Orbital, Nile Rodgers and Chic, Manic Street Preachers, Doves, Courteeners and Tom Jones were among those playing the main stage over the weekend at Kendal Calling. Bristol punk rock band Idles were joined on stage by rapper Slowthai in a “truly unique” collaboration.

“There’s a real sense of community at both Bluedot and Kendal, and that makes people feel safe”

Despite their differences, both festivals provide a family-friendly environment, which Robinson puts down to “robust back of house services” and “good security and stewarding”.

“There’s a real sense of community at both Bluedot and Kendal, and that makes people feel safe,” says Robinson.

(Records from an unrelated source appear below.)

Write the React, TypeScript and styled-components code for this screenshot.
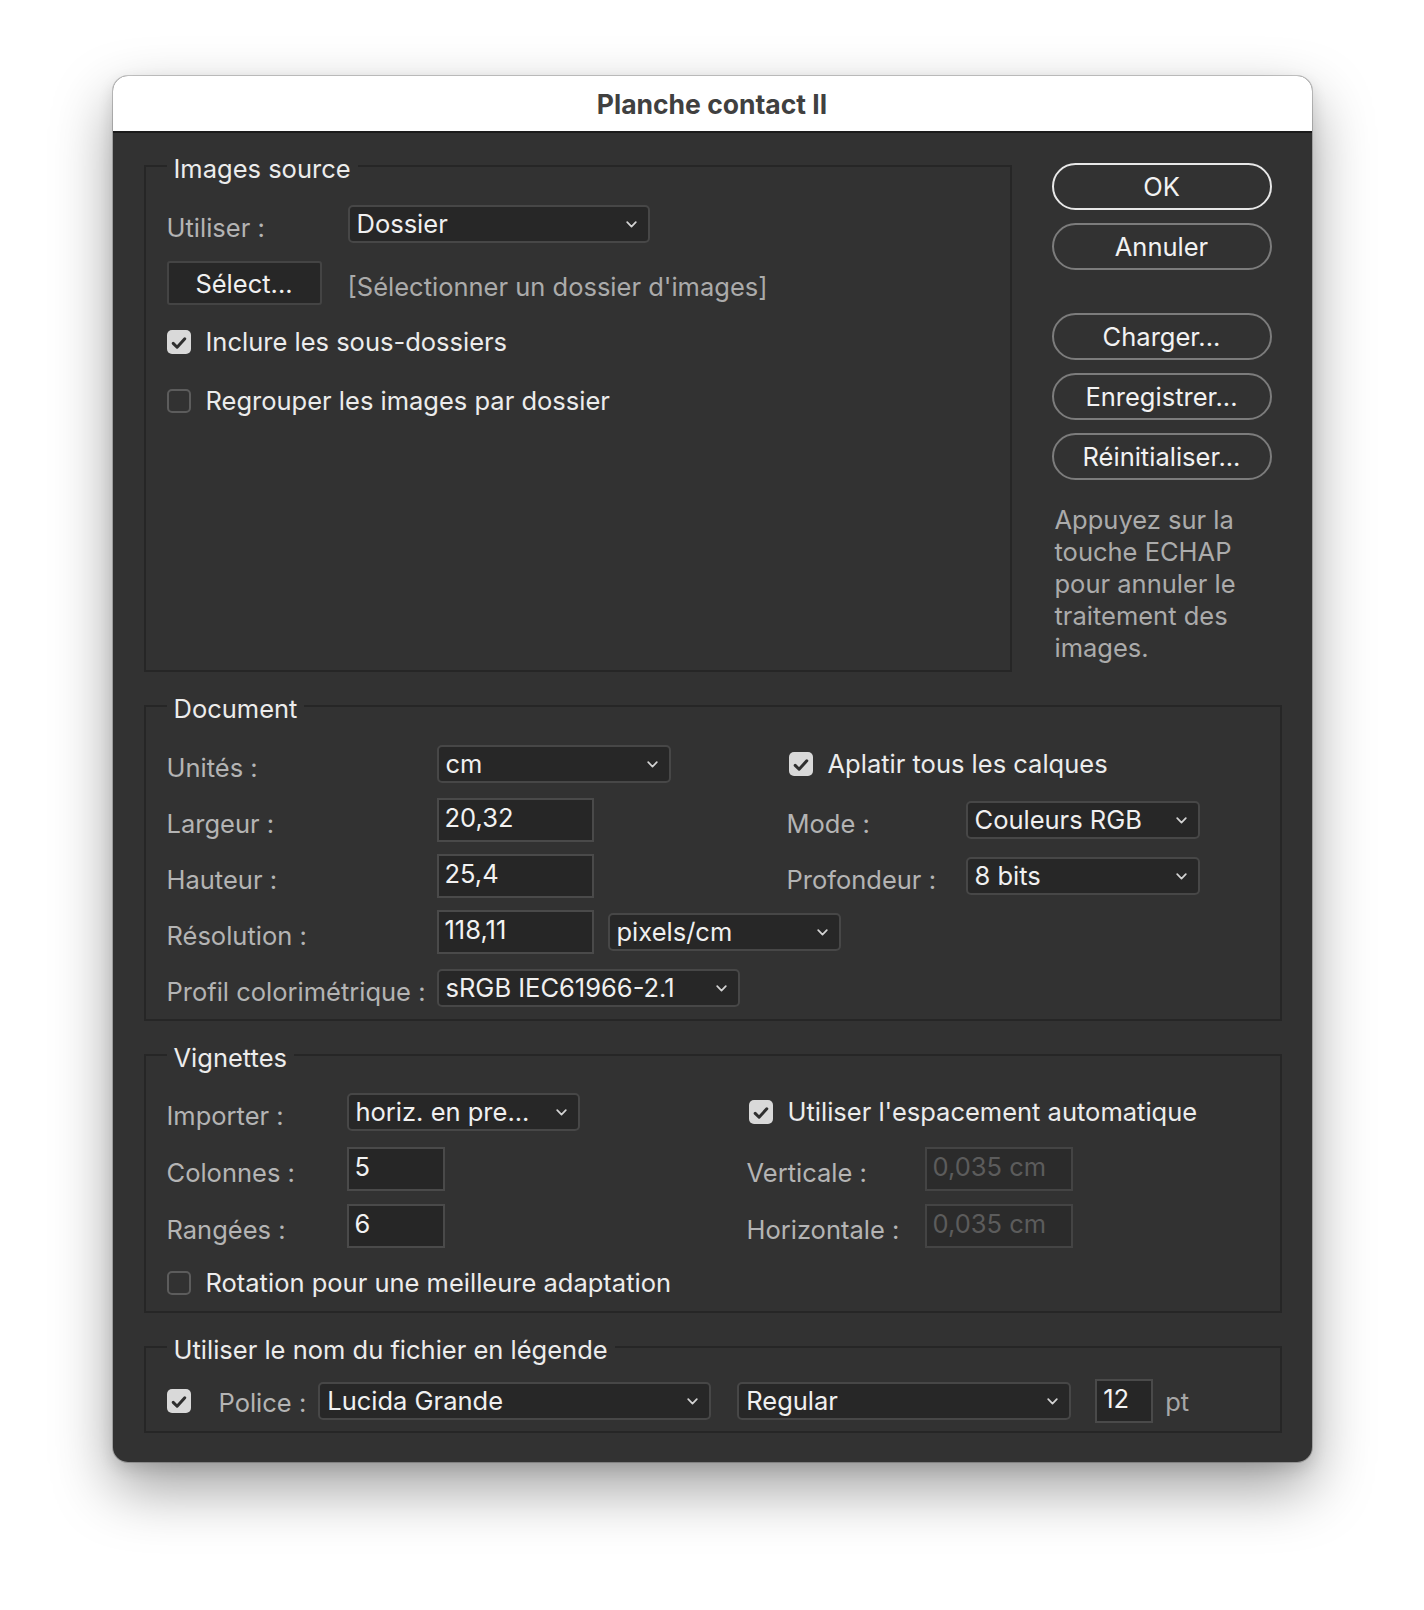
import React from "react";
import styled, { createGlobalStyle } from "styled-components";

const GlobalStyle = createGlobalStyle`
  html, body { margin: 0; padding: 0; background: #ffffff; }
  body {
    font-family: Inter, "Noto Sans", "Liberation Sans", sans-serif;
    -webkit-font-smoothing: antialiased;
  }
  * { box-sizing: border-box; }
`;

function Chevron() {
  return (
    <svg width="11" height="7" viewBox="0 0 11 7" fill="none">
      <path d="M1.2 1.2 L5.5 5.6 L9.8 1.2" stroke="#d4d4d4" strokeWidth="1.7" strokeLinecap="round" strokeLinejoin="round" />
    </svg>
  );
}

function Check({ checked, children }: { checked?: boolean; children?: React.ReactNode }) {
  return (
    <CheckRow>
      <Box $checked={checked}>
        {checked && (
          <svg width="24" height="24" viewBox="0 0 24 24" fill="none">
            <path d="M6.2 12.4 L10.1 16.2 L17.8 7.8" stroke="#2f2f2f" strokeWidth="3" strokeLinecap="round" strokeLinejoin="round" />
          </svg>
        )}
      </Box>
      {children && <CheckText>{children}</CheckText>}
    </CheckRow>
  );
}

function Select({ w, value }: { w: number; value: string }) {
  return (
    <SelectBox $w={w}>
      <span>{value}</span>
      <Chevron />
    </SelectBox>
  );
}

export default function App() {
  return (
    <>
      <GlobalStyle />
      <Page>
        <Dialog>
          <TitleBar>Planche contact II</TitleBar>
          <Body>
            <TopRow>
              <Group $w={868}>
                <Legend>Images source</Legend>
                <SourceContent>
                  <Row>
                    <Label $w={181}>Utiliser :</Label>
                    <Select w={302} value="Dossier" />
                  </Row>
                  <Row>
                    <PlainButton>Sélect...</PlainButton>
                    <Hint>[Sélectionner un dossier d'images]</Hint>
                  </Row>
                  <Row>
                    <Check checked>Inclure les sous-dossiers</Check>
                  </Row>
                  <Row>
                    <Check>Regrouper les images par dossier</Check>
                  </Row>
                </SourceContent>
              </Group>

              <Actions>
                <Pill $primary>OK</Pill>
                <Pill>Annuler</Pill>
                <Pill $spaced>Charger...</Pill>
                <Pill>Enregistrer...</Pill>
                <Pill>Réinitialiser...</Pill>
                <HelpText>
                  Appuyez sur la<br />
                  touche ECHAP<br />
                  pour annuler le<br />
                  traitement des<br />
                  images.
                </HelpText>
              </Actions>
            </TopRow>

            <Group>
              <Legend>Document</Legend>
              <FormGrid $cols="270px 350px 179px 1fr" $top={20} $bottom={9} $gap={12}>
                <Label>Unités :</Label>
                <Select w={234} value="cm" />
                <Span2>
                  <Check checked>Aplatir tous les calques</Check>
                </Span2>

                <Label>Largeur :</Label>
                <Field $w={157}>20,32</Field>
                <Label>Mode :</Label>
                <Select w={234} value="Couleurs RGB" />

                <Label>Hauteur :</Label>
                <Field $w={157}>25,4</Field>
                <Label>Profondeur :</Label>
                <Select w={234} value="8 bits" />

                <Label>Résolution :</Label>
                <Inline>
                  <Field $w={157}>118,11</Field>
                  <Select w={233} value="pixels/cm" />
                </Inline>
                <span />
                <span />

                <Label>Profil colorimétrique :</Label>
                <Select w={303} value="sRGB IEC61966-2.1" />
              </FormGrid>
            </Group>

            <Group>
              <Legend>Vignettes</Legend>
              <FormGrid $cols="180px 400px 178px 1fr" $top={19} $bottom={6} $gap={13}>
                <Label>Importer :</Label>
                <Select w={233} value="horiz. en pre..." />
                <Span2>
                  <Check checked>Utiliser l'espacement automatique</Check>
                </Span2>

                <Label>Colonnes :</Label>
                <Field $w={98}>5</Field>
                <Label>Verticale :</Label>
                <Field $w={148} $disabled>0,035 cm</Field>

                <Label>Rangées :</Label>
                <Field $w={98}>6</Field>
                <Label>Horizontale :</Label>
                <Field $w={148} $disabled>0,035 cm</Field>

                <SpanAll>
                  <Check>Rotation pour une meilleure adaptation</Check>
                </SpanAll>
              </FormGrid>
            </Group>

            <Group>
              <Legend>Utiliser le nom du fichier en légende</Legend>
              <CaptionRow>
                <Check checked />
                <PoliceLabel>Police :</PoliceLabel>
                <Select w={393} value="Lucida Grande" />
                <Select w={334} value="Regular" />
                <Field $w={58}>12</Field>
                <Unit>pt</Unit>
              </CaptionRow>
            </Group>
          </Body>
        </Dialog>
      </Page>
    </>
  );
}

const Page = styled.div`
  width: 1424px;
  height: 1610px;
  padding-top: 76px;
  display: flex;
  justify-content: center;
  align-items: flex-start;
  background: #ffffff;
`;

const Dialog = styled.div`
  width: 1199px;
  border-radius: 15px;
  overflow: hidden;
  background: #323232;
  box-shadow: 0 0 0 1px rgba(0, 0, 0, 0.2), 0 26px 60px rgba(0, 0, 0, 0.38),
    0 6px 16px rgba(0, 0, 0, 0.12);
`;

const TitleBar = styled.div`
  height: 57px;
  background: #ffffff;
  border-bottom: 2px solid #1b1b1b;
  display: flex;
  align-items: center;
  justify-content: center;
  font-size: 26.5px;
  font-weight: 700;
  color: #404040;
`;

const Body = styled.div`
  padding: 17px 30px 29px 31px;
  display: flex;
  flex-direction: column;
  gap: 18px;
  color: #ececec;
  font-size: 25.5px;
`;

const TopRow = styled.div`
  display: flex;
  align-items: flex-start;
`;

const Group = styled.fieldset<{ $w?: number }>`
  margin: 0;
  padding: 0 20px 0 21px;
  min-width: 0;
  width: ${(p) => (p.$w ? `${p.$w}px` : "100%")};
  border: 2px solid #262626;
`;

const Legend = styled.legend`
  height: 32px;
  padding: 3px 7px 0;
  font-size: 25.5px;
  line-height: 32px;
  color: #ececec;
`;

const SourceContent = styled.div`
  min-height: 488px;
  padding-top: 20px;
  display: flex;
  flex-direction: column;
  gap: 15px;
`;

const Row = styled.div`
  height: 44px;
  display: flex;
  align-items: center;
`;

const FormGrid = styled.div<{ $cols: string; $top: number; $bottom: number; $gap: number }>`
  display: grid;
  grid-template-columns: ${(p) => p.$cols};
  grid-auto-rows: 44px;
  row-gap: ${(p) => p.$gap}px;
  align-items: center;
  padding: ${(p) => p.$top}px 0 ${(p) => p.$bottom}px;
`;

const Label = styled.div<{ $w?: number }>`
  ${(p) => (p.$w ? `width: ${p.$w}px; flex: none;` : "")}
  padding-top: 8px;
  color: #b4b4b4;
  white-space: nowrap;
  line-height: 32px;
`;

const Span2 = styled.div`
  grid-column: 3 / span 2;
  padding-left: 2px;
`;

const SpanAll = styled.div`
  grid-column: 1 / -1;
`;

const Inline = styled.div`
  display: flex;
  align-items: center;
  gap: 14px;
`;

const SelectBox = styled.div<{ $w: number }>`
  width: ${(p) => p.$w}px;
  height: 38px;
  flex: none;
  display: flex;
  align-items: center;
  justify-content: space-between;
  padding: 0 11px 0 7px;
  background: #272727;
  border: 2px solid #474747;
  border-radius: 5px;
  color: #f0f0f0;
  white-space: nowrap;
  line-height: 32px;
`;

const Field = styled.div<{ $w: number; $disabled?: boolean }>`
  width: ${(p) => p.$w}px;
  height: 44px;
  flex: none;
  padding: 2px 6px 0;
  background: ${(p) => (p.$disabled ? "#2b2b2b" : "#262626")};
  border: 2px solid ${(p) => (p.$disabled ? "#444444" : "#4a4a4a")};
  color: ${(p) => (p.$disabled ? "#5c5c5c" : "#f2f2f2")};
  line-height: 32px;
  white-space: nowrap;
`;

const PlainButton = styled.div`
  width: 155px;
  height: 44px;
  flex: none;
  display: flex;
  align-items: center;
  justify-content: center;
  background: #272727;
  border: 2px solid #444444;
  border-radius: 3px;
  color: #f0f0f0;
`;

const Hint = styled.div`
  margin-left: 26px;
  padding-top: 6px;
  color: #ababab;
`;

const CheckRow = styled.div`
  display: flex;
  align-items: center;
  gap: 15px;
`;

const Box = styled.div<{ $checked?: boolean }>`
  width: 24px;
  height: 24px;
  flex: none;
  border-radius: 5px;
  background: ${(p) => (p.$checked ? "#d9d9d9" : "transparent")};
  border: ${(p) => (p.$checked ? "none" : "2px solid #5c5c5c")};
`;

const CheckText = styled.span`
  color: #ececec;
  white-space: nowrap;
  line-height: 32px;
`;

const Actions = styled.div`
  width: 220px;
  margin: 13px 0 0 40px;
  display: flex;
  flex-direction: column;
  gap: 13px;
`;

const Pill = styled.div<{ $primary?: boolean; $spaced?: boolean }>`
  height: 47px;
  display: flex;
  align-items: center;
  justify-content: center;
  border-radius: 24px;
  border: 2px solid ${(p) => (p.$primary ? "#e8e8e8" : "#7c7c7c")};
  color: #f2f2f2;
  margin-top: ${(p) => (p.$spaced ? "30px" : "0")};
`;

const HelpText = styled.div`
  margin-top: 11px;
  padding-left: 3px;
  color: #ababab;
  line-height: 32px;
`;

const CaptionRow = styled.div`
  height: 44px;
  margin: 16px 0 8px;
  display: flex;
  align-items: center;
  & > :nth-child(3) { margin-left: 12px; }
  & > :nth-child(4) { margin-left: 26px; }
  & > :nth-child(5) { margin-left: 24px; }
`;

const PoliceLabel = styled(Label)`
  margin-left: 28px;
  padding-top: 3px;
`;

const Unit = styled.div`
  margin-left: 12px;
  color: #a8a8a8;
`;
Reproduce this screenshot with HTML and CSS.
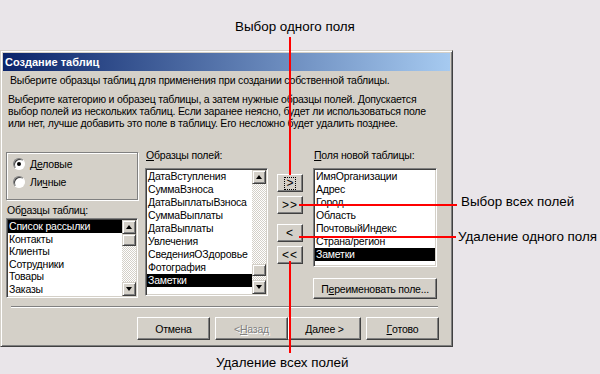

Both festivals have “landmark” years coming up in 2020, with Bluedot’s fifth anniversary and Kendal Calling’s 15th edition.

If this year’s Bluedot was about looking backwards at an iconic historical moment, says Robinson, next year’s festival will be a lot more future-facing. “The collaboration between music, science and tech gives ample opportunity to keep things fresh, as there are always new and exciting elements within those areas.”

Robinson describes the longevity of Kendal Calling as a “really bold achievement for us”, as the promoter confirms plans to continue the festival for the next ten years at least. Following “quite a muddy year”, the From the Fields co-director believes it is the right time to take a step back and look at “refreshing the site and design” in time for the festival’s anniversary.

Tickets for Bluedot 2020 are already available, with weekend camping priced at £168.75. Tickets for next year’s Kendal Calling go on sale on Friday at 10 am GMT.